This document covers code structure and design, for a detailed description of the models and execution scheme, please see our technical report.
The core model & training code is written in a combination of C++ and Python. The C++ code is build using ninja, and automated using a custom standalone Python script called ./dev
. We recommend consulting the ./dev source code if the build process is unclear or problematic.
At runtime, the Python code requires libpoplar_kge.so
from build/
, src/python
and tests/python
to be available on the Python path. Optionally, the commands ./dev train
or ./dev python ...
can be used; these will check the C++ library is up-to-date before adding the required paths.

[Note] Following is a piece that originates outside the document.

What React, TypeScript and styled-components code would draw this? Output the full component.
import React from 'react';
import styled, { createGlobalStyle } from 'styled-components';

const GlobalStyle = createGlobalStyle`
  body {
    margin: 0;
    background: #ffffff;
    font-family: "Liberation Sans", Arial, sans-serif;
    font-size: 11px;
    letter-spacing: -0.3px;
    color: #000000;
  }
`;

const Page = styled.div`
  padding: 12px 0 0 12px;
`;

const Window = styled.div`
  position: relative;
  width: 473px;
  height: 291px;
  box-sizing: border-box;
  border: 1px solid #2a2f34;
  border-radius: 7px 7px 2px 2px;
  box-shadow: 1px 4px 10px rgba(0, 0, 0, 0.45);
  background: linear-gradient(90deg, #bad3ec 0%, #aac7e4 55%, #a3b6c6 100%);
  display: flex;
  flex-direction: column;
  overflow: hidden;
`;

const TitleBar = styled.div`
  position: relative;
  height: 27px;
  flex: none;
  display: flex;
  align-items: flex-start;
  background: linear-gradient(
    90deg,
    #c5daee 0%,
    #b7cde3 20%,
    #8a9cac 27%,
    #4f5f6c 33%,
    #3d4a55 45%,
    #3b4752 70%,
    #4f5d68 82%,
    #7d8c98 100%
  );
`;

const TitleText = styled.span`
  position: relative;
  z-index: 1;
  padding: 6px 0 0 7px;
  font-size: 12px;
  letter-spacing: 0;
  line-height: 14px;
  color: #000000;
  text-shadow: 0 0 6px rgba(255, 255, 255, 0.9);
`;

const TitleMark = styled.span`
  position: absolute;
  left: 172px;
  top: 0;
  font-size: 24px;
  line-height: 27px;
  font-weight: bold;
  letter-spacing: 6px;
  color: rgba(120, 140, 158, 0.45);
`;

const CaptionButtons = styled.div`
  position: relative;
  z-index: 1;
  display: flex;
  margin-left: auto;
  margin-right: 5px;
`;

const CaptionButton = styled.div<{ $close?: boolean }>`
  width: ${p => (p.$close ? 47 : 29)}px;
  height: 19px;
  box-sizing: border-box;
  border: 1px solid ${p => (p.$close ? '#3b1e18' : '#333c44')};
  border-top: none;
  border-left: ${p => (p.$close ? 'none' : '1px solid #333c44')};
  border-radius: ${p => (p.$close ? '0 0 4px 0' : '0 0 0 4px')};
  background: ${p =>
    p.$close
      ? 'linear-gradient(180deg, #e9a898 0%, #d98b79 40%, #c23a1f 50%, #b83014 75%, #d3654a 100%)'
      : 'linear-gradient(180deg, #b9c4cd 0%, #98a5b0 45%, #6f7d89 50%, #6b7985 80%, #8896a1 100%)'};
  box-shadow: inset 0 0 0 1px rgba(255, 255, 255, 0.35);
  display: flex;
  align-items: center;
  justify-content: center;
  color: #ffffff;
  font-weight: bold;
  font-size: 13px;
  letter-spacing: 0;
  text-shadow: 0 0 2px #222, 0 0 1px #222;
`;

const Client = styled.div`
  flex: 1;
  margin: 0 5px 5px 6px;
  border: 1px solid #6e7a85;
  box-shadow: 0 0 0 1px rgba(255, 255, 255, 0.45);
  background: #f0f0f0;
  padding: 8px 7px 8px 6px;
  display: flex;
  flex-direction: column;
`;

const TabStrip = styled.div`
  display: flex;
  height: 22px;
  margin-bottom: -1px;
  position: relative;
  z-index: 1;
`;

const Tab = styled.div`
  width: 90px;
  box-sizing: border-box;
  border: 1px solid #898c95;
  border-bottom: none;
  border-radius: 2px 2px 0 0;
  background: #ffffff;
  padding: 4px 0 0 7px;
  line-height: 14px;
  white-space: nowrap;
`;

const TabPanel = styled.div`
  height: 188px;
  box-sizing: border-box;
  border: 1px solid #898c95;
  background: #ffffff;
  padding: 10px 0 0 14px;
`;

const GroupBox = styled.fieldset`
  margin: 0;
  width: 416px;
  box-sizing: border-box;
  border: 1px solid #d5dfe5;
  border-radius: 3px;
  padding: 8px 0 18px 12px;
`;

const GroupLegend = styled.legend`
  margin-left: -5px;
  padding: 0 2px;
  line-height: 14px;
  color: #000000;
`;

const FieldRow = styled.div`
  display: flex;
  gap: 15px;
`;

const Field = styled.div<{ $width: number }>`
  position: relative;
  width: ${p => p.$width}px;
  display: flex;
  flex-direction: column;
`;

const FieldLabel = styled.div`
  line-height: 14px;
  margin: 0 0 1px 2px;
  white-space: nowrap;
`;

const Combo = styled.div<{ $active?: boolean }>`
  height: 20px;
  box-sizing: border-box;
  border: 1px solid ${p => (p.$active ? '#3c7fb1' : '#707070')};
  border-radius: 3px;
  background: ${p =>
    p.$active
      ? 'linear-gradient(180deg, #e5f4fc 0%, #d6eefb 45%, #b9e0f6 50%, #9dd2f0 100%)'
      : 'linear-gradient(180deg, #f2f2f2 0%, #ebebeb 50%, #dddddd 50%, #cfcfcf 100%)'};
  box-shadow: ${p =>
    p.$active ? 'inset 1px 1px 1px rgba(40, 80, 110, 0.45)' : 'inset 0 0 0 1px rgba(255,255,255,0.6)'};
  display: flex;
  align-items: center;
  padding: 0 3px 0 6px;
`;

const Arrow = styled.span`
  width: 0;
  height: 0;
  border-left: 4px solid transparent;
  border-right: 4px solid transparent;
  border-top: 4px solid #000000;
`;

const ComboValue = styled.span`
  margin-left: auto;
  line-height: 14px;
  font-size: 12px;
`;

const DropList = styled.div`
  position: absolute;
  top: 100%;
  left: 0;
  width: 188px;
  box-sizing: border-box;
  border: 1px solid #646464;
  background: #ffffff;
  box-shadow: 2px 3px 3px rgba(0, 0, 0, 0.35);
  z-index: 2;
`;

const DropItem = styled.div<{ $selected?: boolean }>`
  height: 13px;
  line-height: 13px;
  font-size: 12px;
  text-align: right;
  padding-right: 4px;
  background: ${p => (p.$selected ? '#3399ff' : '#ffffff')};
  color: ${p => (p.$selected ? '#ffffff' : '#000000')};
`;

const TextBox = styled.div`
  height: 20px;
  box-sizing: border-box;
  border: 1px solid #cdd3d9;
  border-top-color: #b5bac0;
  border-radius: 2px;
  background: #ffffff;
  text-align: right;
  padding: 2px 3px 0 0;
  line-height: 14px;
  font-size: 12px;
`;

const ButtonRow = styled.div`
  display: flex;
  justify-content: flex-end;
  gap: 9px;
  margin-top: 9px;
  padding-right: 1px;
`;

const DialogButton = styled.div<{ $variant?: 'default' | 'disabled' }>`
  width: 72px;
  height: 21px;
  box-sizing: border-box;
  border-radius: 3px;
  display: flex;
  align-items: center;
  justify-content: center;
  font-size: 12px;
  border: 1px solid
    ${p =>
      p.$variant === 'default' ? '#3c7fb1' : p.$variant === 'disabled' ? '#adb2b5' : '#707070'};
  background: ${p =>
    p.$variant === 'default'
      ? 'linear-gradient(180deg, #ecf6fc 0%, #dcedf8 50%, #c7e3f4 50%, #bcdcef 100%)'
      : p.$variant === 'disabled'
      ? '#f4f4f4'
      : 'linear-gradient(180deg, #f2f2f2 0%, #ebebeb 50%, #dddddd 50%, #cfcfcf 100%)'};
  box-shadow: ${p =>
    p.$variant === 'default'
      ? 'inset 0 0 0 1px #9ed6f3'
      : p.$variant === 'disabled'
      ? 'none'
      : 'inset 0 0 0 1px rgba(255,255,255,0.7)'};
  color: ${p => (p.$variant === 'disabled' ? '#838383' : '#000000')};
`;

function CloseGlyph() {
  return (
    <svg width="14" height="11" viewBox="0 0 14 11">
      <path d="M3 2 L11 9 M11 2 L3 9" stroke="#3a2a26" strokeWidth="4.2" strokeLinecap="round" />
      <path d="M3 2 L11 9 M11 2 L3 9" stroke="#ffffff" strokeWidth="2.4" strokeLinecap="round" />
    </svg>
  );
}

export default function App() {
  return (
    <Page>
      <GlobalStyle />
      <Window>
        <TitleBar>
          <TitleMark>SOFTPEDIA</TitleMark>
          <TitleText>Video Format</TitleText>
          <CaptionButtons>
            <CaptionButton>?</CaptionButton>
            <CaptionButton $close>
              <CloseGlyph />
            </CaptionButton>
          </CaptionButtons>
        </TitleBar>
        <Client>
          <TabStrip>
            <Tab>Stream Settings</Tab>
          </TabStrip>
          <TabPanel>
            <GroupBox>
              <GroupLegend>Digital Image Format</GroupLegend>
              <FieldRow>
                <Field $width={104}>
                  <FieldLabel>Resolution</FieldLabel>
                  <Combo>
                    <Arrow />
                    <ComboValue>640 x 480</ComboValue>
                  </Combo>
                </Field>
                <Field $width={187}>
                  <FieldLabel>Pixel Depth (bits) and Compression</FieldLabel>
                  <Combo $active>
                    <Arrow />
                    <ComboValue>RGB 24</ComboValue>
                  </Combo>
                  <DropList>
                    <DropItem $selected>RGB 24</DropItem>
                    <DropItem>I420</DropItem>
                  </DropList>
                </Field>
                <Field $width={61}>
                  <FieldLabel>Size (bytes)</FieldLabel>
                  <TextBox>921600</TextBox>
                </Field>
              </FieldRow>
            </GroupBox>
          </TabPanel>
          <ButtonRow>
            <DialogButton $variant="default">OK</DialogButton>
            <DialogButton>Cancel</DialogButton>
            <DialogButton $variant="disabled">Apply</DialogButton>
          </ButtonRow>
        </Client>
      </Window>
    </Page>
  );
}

We use WandB to track experiments and manage sweeps, however this is optional and the code can be run locally as required (using settings.logging.wandb = False
).
Internally the C++ code is divided up into "mini-libraries" which each have a simple responsibility. These are not intended for direct reuse, but may be a useful starting point for further work or similar projects.
In the diagram below, the most application-specific code is shown in green, generic mini-libraries are shown in brown and external dependencies in blue. Briefly:
- Poplar KGE (poplar_kge*.py, poplar_kge.[ch]pp) is a monolithic training system for distributed KGE training and evaluation. It contains all model-specific and training-specific code.
- Fructose is a syntactic sugar and ease-of-use layer on top of PAG, providing an API similar to machine learning frameworks for constructing Poplar progams.
- Poplar AutoGrad (PAG) is a low-level automatic differentiation layer for PopLibs. It presents a PopLibs-like interface that allows generation of the backwards pass of composed PopLibs functions using the chain rule.